Records with interface code:
────────────────────────────────────────

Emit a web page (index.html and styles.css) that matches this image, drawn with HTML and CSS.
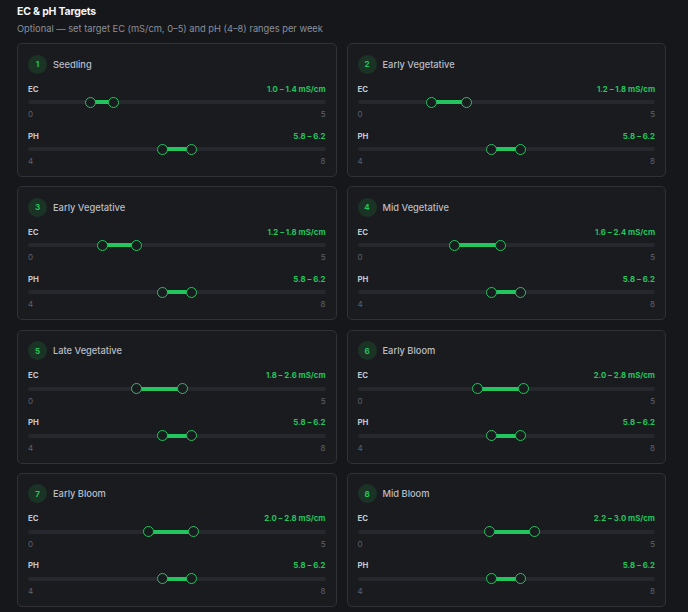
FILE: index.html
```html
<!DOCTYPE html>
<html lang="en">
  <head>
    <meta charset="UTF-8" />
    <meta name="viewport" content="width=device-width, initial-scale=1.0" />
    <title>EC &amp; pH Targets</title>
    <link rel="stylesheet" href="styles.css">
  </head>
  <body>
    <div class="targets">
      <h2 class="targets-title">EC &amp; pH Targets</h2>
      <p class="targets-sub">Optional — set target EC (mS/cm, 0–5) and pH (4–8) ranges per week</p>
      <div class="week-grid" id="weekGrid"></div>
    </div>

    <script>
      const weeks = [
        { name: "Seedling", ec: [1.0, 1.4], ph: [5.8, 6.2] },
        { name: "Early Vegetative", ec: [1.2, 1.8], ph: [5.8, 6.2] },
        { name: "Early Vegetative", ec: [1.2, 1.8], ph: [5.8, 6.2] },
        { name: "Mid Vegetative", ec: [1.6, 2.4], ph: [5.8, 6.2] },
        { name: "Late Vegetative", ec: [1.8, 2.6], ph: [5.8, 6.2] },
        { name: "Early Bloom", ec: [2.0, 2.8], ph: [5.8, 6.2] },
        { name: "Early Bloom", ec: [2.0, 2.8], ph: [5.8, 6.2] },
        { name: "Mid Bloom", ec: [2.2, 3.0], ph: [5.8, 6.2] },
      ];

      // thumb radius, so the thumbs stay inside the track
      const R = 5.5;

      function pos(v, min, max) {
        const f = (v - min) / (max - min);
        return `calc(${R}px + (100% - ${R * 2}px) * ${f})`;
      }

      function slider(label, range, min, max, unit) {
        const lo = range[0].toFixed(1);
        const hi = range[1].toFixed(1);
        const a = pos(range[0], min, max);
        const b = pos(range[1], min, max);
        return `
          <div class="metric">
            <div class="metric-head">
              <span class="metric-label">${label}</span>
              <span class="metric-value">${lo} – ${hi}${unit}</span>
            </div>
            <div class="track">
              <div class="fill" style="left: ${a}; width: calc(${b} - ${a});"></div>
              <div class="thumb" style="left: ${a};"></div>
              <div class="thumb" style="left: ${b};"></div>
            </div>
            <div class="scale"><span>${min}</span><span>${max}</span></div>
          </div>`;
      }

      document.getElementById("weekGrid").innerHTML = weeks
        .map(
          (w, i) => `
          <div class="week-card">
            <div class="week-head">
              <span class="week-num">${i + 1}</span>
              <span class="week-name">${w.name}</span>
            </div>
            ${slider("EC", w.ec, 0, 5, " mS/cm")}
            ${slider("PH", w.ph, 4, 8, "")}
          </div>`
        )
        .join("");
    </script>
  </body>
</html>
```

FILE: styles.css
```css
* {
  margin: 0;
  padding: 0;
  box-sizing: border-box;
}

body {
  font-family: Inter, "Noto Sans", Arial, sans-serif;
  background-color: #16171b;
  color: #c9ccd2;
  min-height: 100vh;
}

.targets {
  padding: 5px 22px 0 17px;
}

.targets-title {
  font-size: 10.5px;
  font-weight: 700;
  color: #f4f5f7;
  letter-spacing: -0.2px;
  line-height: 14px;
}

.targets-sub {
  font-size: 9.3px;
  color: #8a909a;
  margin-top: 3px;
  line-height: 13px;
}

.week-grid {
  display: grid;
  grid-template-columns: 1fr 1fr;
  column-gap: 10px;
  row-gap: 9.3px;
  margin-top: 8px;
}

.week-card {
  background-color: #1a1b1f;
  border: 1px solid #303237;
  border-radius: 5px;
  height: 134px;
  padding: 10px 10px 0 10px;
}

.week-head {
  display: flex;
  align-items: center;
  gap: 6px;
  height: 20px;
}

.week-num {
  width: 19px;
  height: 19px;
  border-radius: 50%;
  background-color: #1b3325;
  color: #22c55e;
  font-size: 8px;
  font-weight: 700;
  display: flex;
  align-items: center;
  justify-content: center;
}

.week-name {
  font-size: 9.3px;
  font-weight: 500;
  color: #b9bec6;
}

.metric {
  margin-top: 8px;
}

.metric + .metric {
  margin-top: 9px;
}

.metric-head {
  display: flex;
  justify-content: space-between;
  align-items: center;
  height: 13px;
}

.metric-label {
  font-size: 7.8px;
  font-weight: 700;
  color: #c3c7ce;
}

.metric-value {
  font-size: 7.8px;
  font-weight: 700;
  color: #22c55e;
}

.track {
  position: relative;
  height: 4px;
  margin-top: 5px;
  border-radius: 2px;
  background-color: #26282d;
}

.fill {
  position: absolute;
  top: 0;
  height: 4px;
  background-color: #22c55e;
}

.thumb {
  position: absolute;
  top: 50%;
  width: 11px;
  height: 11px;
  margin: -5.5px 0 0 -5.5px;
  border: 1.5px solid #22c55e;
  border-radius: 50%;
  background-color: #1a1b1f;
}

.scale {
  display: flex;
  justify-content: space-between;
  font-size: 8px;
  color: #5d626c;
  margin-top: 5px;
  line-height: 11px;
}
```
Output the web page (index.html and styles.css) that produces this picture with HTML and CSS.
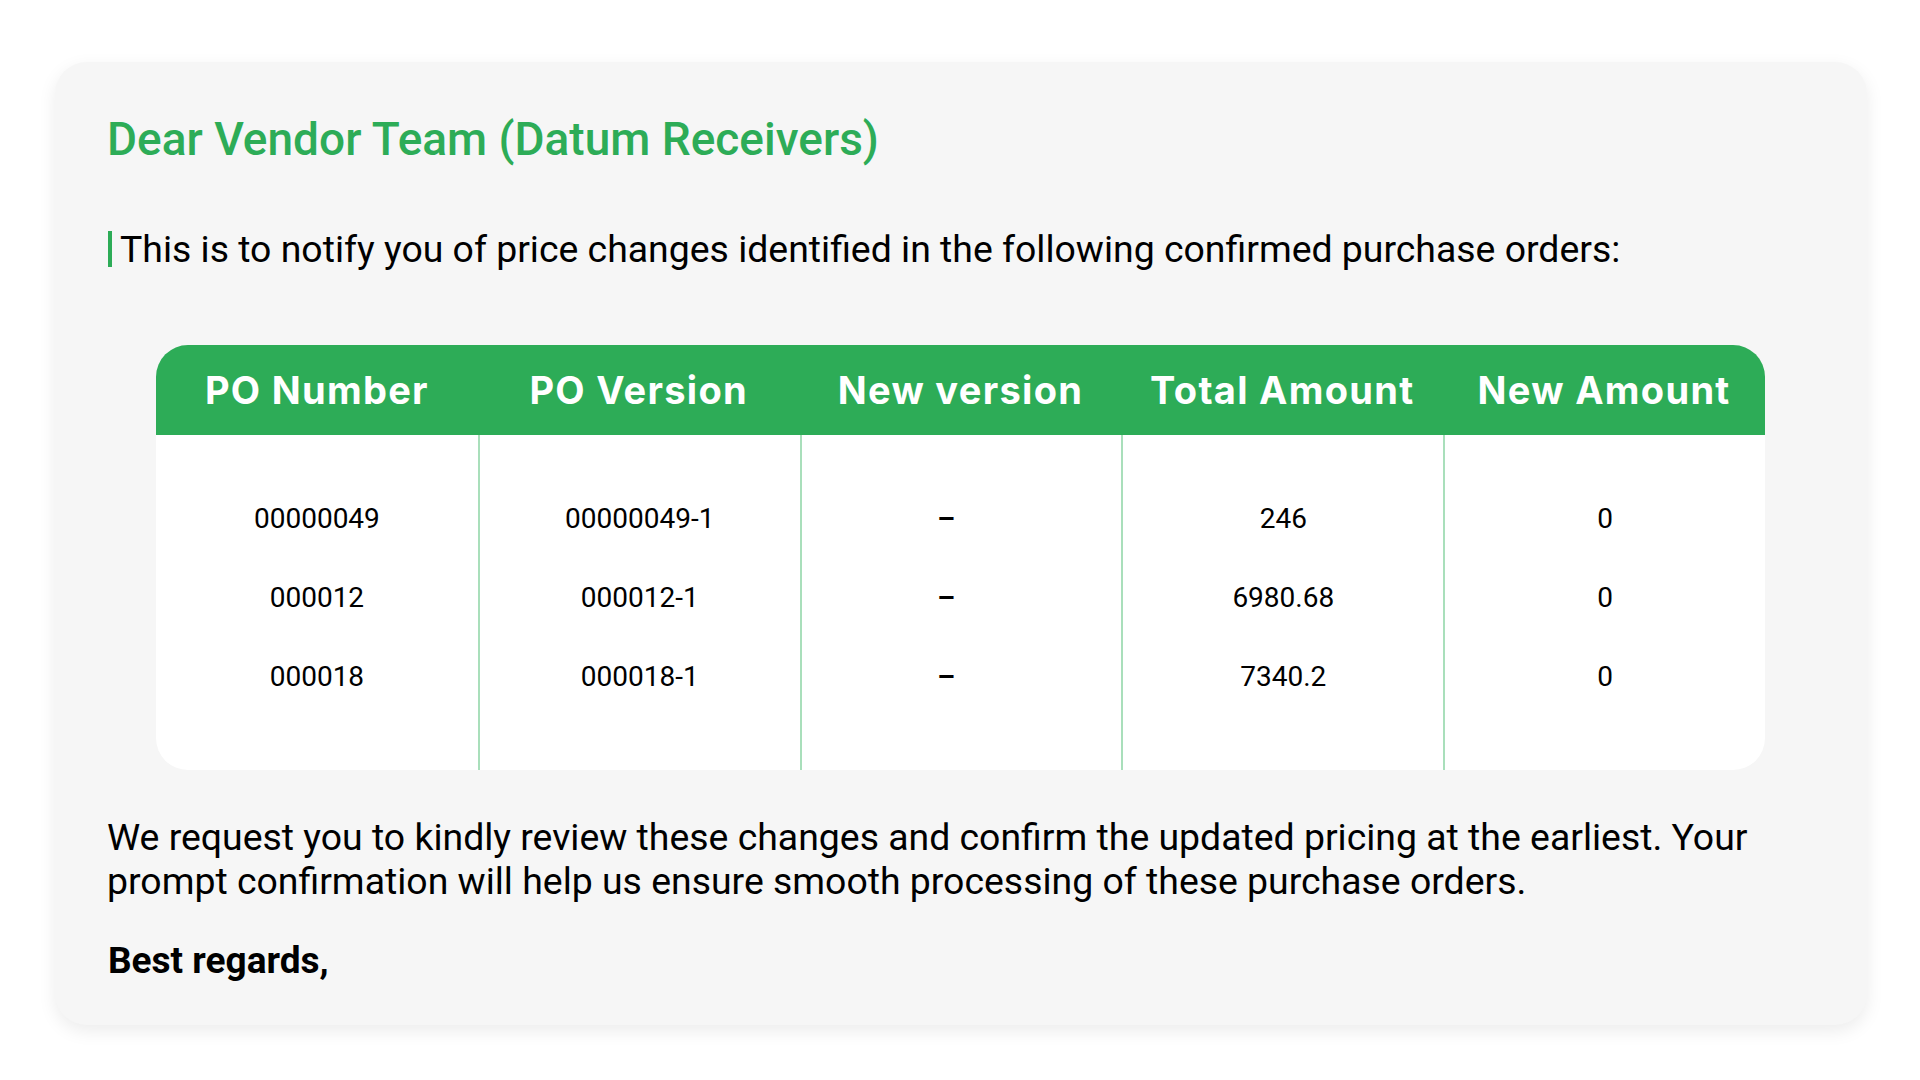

────────────────────────────────────────

Goal:
Write out the records above once more, word for word, with no pictures.

Task solution:
Emit a web page (index.html and styles.css) that matches this image, drawn with HTML and CSS.
FILE: index.html
```html
<!DOCTYPE html>
<html lang="en">
  <head>
    <meta charset="UTF-8" />
    <meta name="viewport" content="width=device-width, initial-scale=1.0" />
    <title>EC &amp; pH Targets</title>
    <link rel="stylesheet" href="styles.css">
  </head>
  <body>
    <div class="targets">
      <h2 class="targets-title">EC &amp; pH Targets</h2>
      <p class="targets-sub">Optional — set target EC (mS/cm, 0–5) and pH (4–8) ranges per week</p>
      <div class="week-grid" id="weekGrid"></div>
    </div>

    <script>
      const weeks = [
        { name: "Seedling", ec: [1.0, 1.4], ph: [5.8, 6.2] },
        { name: "Early Vegetative", ec: [1.2, 1.8], ph: [5.8, 6.2] },
        { name: "Early Vegetative", ec: [1.2, 1.8], ph: [5.8, 6.2] },
        { name: "Mid Vegetative", ec: [1.6, 2.4], ph: [5.8, 6.2] },
        { name: "Late Vegetative", ec: [1.8, 2.6], ph: [5.8, 6.2] },
        { name: "Early Bloom", ec: [2.0, 2.8], ph: [5.8, 6.2] },
        { name: "Early Bloom", ec: [2.0, 2.8], ph: [5.8, 6.2] },
        { name: "Mid Bloom", ec: [2.2, 3.0], ph: [5.8, 6.2] },
      ];

      // thumb radius, so the thumbs stay inside the track
      const R = 5.5;

      function pos(v, min, max) {
        const f = (v - min) / (max - min);
        return `calc(${R}px + (100% - ${R * 2}px) * ${f})`;
      }

      function slider(label, range, min, max, unit) {
        const lo = range[0].toFixed(1);
        const hi = range[1].toFixed(1);
        const a = pos(range[0], min, max);
        const b = pos(range[1], min, max);
        return `
          <div class="metric">
            <div class="metric-head">
              <span class="metric-label">${label}</span>
              <span class="metric-value">${lo} – ${hi}${unit}</span>
            </div>
            <div class="track">
              <div class="fill" style="left: ${a}; width: calc(${b} - ${a});"></div>
              <div class="thumb" style="left: ${a};"></div>
              <div class="thumb" style="left: ${b};"></div>
            </div>
            <div class="scale"><span>${min}</span><span>${max}</span></div>
          </div>`;
      }

      document.getElementById("weekGrid").innerHTML = weeks
        .map(
          (w, i) => `
          <div class="week-card">
            <div class="week-head">
              <span class="week-num">${i + 1}</span>
              <span class="week-name">${w.name}</span>
            </div>
            ${slider("EC", w.ec, 0, 5, " mS/cm")}
            ${slider("PH", w.ph, 4, 8, "")}
          </div>`
        )
        .join("");
    </script>
  </body>
</html>
```

FILE: styles.css
```css
* {
  margin: 0;
  padding: 0;
  box-sizing: border-box;
}

body {
  font-family: Inter, "Noto Sans", Arial, sans-serif;
  background-color: #16171b;
  color: #c9ccd2;
  min-height: 100vh;
}

.targets {
  padding: 5px 22px 0 17px;
}

.targets-title {
  font-size: 10.5px;
  font-weight: 700;
  color: #f4f5f7;
  letter-spacing: -0.2px;
  line-height: 14px;
}

.targets-sub {
  font-size: 9.3px;
  color: #8a909a;
  margin-top: 3px;
  line-height: 13px;
}

.week-grid {
  display: grid;
  grid-template-columns: 1fr 1fr;
  column-gap: 10px;
  row-gap: 9.3px;
  margin-top: 8px;
}

.week-card {
  background-color: #1a1b1f;
  border: 1px solid #303237;
  border-radius: 5px;
  height: 134px;
  padding: 10px 10px 0 10px;
}

.week-head {
  display: flex;
  align-items: center;
  gap: 6px;
  height: 20px;
}

.week-num {
  width: 19px;
  height: 19px;
  border-radius: 50%;
  background-color: #1b3325;
  color: #22c55e;
  font-size: 8px;
  font-weight: 700;
  display: flex;
  align-items: center;
  justify-content: center;
}

.week-name {
  font-size: 9.3px;
  font-weight: 500;
  color: #b9bec6;
}

.metric {
  margin-top: 8px;
}

.metric + .metric {
  margin-top: 9px;
}

.metric-head {
  display: flex;
  justify-content: space-between;
  align-items: center;
  height: 13px;
}

.metric-label {
  font-size: 7.8px;
  font-weight: 700;
  color: #c3c7ce;
}

.metric-value {
  font-size: 7.8px;
  font-weight: 700;
  color: #22c55e;
}

.track {
  position: relative;
  height: 4px;
  margin-top: 5px;
  border-radius: 2px;
  background-color: #26282d;
}

.fill {
  position: absolute;
  top: 0;
  height: 4px;
  background-color: #22c55e;
}

.thumb {
  position: absolute;
  top: 50%;
  width: 11px;
  height: 11px;
  margin: -5.5px 0 0 -5.5px;
  border: 1.5px solid #22c55e;
  border-radius: 50%;
  background-color: #1a1b1f;
}

.scale {
  display: flex;
  justify-content: space-between;
  font-size: 8px;
  color: #5d626c;
  margin-top: 5px;
  line-height: 11px;
}
```
Output the web page (index.html and styles.css) that produces this picture with HTML and CSS.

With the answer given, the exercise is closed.